Research funding bodies should take a leaf from astronomy’s book and blacklist journals with prohibitive access policies, says Australian National University vice-chancellor Brian Schmidt.
Professor Schmidt told an online forum that funders should impose “very clear” open access requirements, with researchers barred from publishing in any journal that charged for views – even if the journal was the “bee’s knees”.
“I say, don’t publish in that journal – go somewhere else,” he told the Remaking HE conference. “I have very strong views on this. Sometimes you’ve just got to do what’s right, even if it hurts.”
Professor Schmidt said that his field of astronomy was an “outlier” in the open knowledge debate, having made research freely available for decades. Astronomers had been posting their papers in a preprint archive since 1992.
Almost 20 years ago, a large publisher had told researchers that they must wait until it had printed their papers before posting them in the archive. “The astronomy community basically said, ‘Then we’re not going to publish with you’,” he said. “They backed down. They let us continue to use the archive.”
Professor Schmidt, who won the 2011 Nobel Prize in Physics, said institutions should not allow the pandemic-induced economic crisis to derail open access aspirations. He said that even cashed-up funders such as the Bill and Melinda Gates Foundation had good reason to be “bolshie” about access, when they were trying cure malaria or increase rice field productivity.
“They’re not getting the value for money they want,” he said. “If we don’t share [research] we are literally slowing down the whole process.”
The foundation’s head of knowledge and research services, Ashley Farley, said that it had spent more than $20 million (£15 million) in article processing charges since 2015. “I’m sure many people could come up with a better way to use $20 million,” she told the forum.

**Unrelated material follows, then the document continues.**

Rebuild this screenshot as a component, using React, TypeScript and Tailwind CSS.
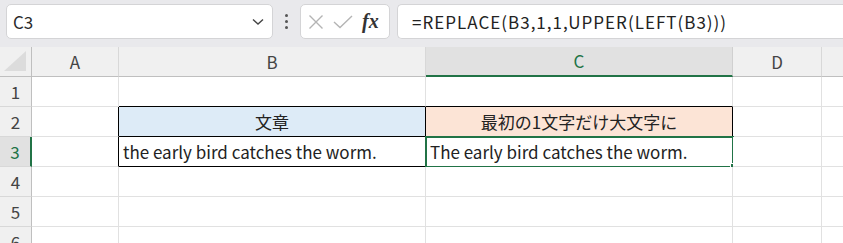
import React from 'react'

const FONT = { fontFamily: '"Noto Sans CJK JP", "Noto Sans", sans-serif' }

const COLS = ['A', 'B', 'C', 'D', 'E']
const ROWS = [1, 2, 3, 4, 5, 6]

// which cells carry the black table border
const blackRight = new Set(['A2', 'A3', 'B2', 'C2', 'B3', 'C3'])
const blackBottom = new Set(['B1', 'C1', 'B2', 'C2', 'B3', 'C3'])

const CELLS: Record<string, { text: string; className: string }> = {
  B2: { text: '文章', className: 'bg-[#ddebf7] justify-center' },
  C2: { text: '最初の1文字だけ大文字に', className: 'bg-[#fce4d6] justify-center' },
  B3: { text: 'the early bird catches the worm.', className: 'bg-white justify-start pl-[4px]' },
  C3: { text: 'The early bird catches the worm.', className: 'bg-white justify-start pl-[4px]' },
}

function Toolbar() {
  return (
    <div className="h-[47px] bg-[#e9e9ec] flex items-start pt-[4px] pl-[6px] gap-0">
      {/* name box */}
      <div className="w-[267px] h-[35px] bg-white border border-[#d4d4d6] rounded-[5px] flex items-center pl-[6px] pr-[8px]">
        <span className="text-[17px] text-[#2b2b2b] flex-1">C3</span>
        <svg width="12" height="8" viewBox="0 0 12 8" className="mt-[1px]">
          <path d="M1 1.5 L6 6 L11 1.5" fill="none" stroke="#444" strokeWidth="1.4" />
        </svg>
      </div>
      {/* dots */}
      <div className="w-[27px] h-[35px] flex flex-col items-center justify-center gap-[3px]">
        <div className="w-[3px] h-[3px] bg-[#555] rounded-full" />
        <div className="w-[3px] h-[3px] bg-[#555] rounded-full" />
        <div className="w-[3px] h-[3px] bg-[#555] rounded-full" />
      </div>
      {/* cancel / enter / fx */}
      <div className="w-[90px] h-[35px] bg-white border border-[#d4d4d6] rounded-[5px] flex items-center pl-[7px] gap-[9px]">
        <svg width="16" height="16" viewBox="0 0 16 16">
          <path d="M1.5 1.5 L14.5 14.5 M14.5 1.5 L1.5 14.5" stroke="#b4b4b4" strokeWidth="1.4" />
        </svg>
        <svg width="20" height="14" viewBox="0 0 20 14">
          <path d="M1 7 L7 12.5 L19 1" fill="none" stroke="#b4b4b4" strokeWidth="1.4" />
        </svg>
        <span
          className="text-[20px] italic font-bold text-[#333] leading-none -mt-[2px]"
          style={{ fontFamily: '"Liberation Serif", "DejaVu Serif", serif' }}
        >
          fx
        </span>
      </div>
      <div className="w-[7px]" />
      {/* formula bar */}
      <div className="flex-1 h-[35px] bg-white border border-r-0 border-[#d4d4d6] rounded-l-[5px] flex items-center pl-[14px]">
        <span className="text-[17px] tracking-[1px] text-[#222]">=REPLACE(B3,1,1,UPPER(LEFT(B3)))</span>
      </div>
    </div>
  )
}

function Sheet() {
  return (
    <div className="grid grid-cols-[32px_87px_307px_307px_89px_89px] auto-rows-[30px] w-[911px]">
      {/* corner */}
      <div className="bg-[#f0f0f0] border-r border-b border-[#bfbfbf] flex items-end justify-end pr-[5px] pb-[5px]">
        <svg width="22" height="20" viewBox="0 0 22 20">
          <path d="M22 0 L22 20 L0 20 Z" fill="#dcdcdc" />
        </svg>
      </div>
      {COLS.map((c) =>
        c === 'C' ? (
          <div
            key={c}
            className="bg-[#e1e1e1] border-r border-r-[#d0d0d0] border-b-2 border-b-[#217346] flex items-center justify-center text-[17px] text-[#217346]"
          >
            {c}
          </div>
        ) : (
          <div
            key={c}
            className="bg-[#f0f0f0] border-r border-r-[#d8d8d8] border-b border-b-[#bfbfbf] flex items-center justify-center text-[17px] text-[#444]"
          >
            {/* E is scrolled past the window edge */}
            {c === 'E' ? '' : c}
          </div>
        )
      )}
      {ROWS.map((r) => (
        <React.Fragment key={r}>
          {r === 3 ? (
            <div className="bg-[#e1e1e1] border-r-2 border-r-[#217346] border-b border-b-[#d8d8d8] flex items-center justify-center text-[17px] text-[#217346]">
              {r}
            </div>
          ) : (
            <div className="bg-[#f0f0f0] border-r border-r-[#bfbfbf] border-b border-b-[#d8d8d8] flex items-center justify-center text-[17px] text-[#444]">
              {r}
            </div>
          )}
          {COLS.map((c) => {
            const id = `${c}${r}`
            const cell = CELLS[id]
            const right = blackRight.has(id) ? 'border-r-black' : 'border-r-[#e1e1e1]'
            const bottom = blackBottom.has(id) ? 'border-b-black' : 'border-b-[#e1e1e1]'
            return (
              <div
                key={id}
                className={`relative border-r border-b ${right} ${bottom} flex items-center text-[17px] text-[#222] whitespace-nowrap ${cell ? cell.className : 'bg-white'}`}
              >
                {cell?.text}
                {id === 'C3' && (
                  <div className="absolute left-[-1px] top-[-1px] right-[-2px] bottom-[-2px] border-2 border-[#217346]">
                    <div className="absolute right-[-5px] bottom-[-4px] w-[7px] h-[7px] bg-[#217346] border border-white" />
                  </div>
                )}
              </div>
            )
          })}
        </React.Fragment>
      ))}
    </div>
  )
}

export default function App() {
  return (
    <div className="w-[843px] h-[243px] overflow-hidden bg-white" style={FONT}>
      <Toolbar />
      <Sheet />
    </div>
  )
}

Ms Farley, who leads the Gates Open Research publishing platform, said that the foundation was shifting its policy to align with Europe’s Plan S movement. Articles submitted from next year will be published “on open access terms”, it has announced, with papers and underlying data made available immediately and the foundation paying “necessary” fees.
Lucy Montgomery, co-leader of Curtin University’s Open Knowledge Initiative, criticised Australia’s major funding bodies for failing to impose “robust” open access mandates. “If we look at national performance in other places it’s possible to see...the effects of open access policy and infrastructure investments,” she told the forum.
Professor Schmidt said one of the objections to the open dissemination of research – that it could fall into enemy hands – was “just nuts”. While there was good reason not to share research on plutonium bombs or the weaponisation of anthrax, very few topics fell into such a category.
“People don’t understand how knowledge moves around,” he said. “Gross movement of intellectual property doesn’t happen in cyber espionage out of university – it happens [when people] steal the final product from companies.
“There [are] huge amounts of basic [and] applied research where everyone benefits – even when your strategic enemy has knowledge that you have created. It’s better than a zero-sum game. If you can get the entire world to work on something that’s absolutely imperative to you, that’s a good thing.”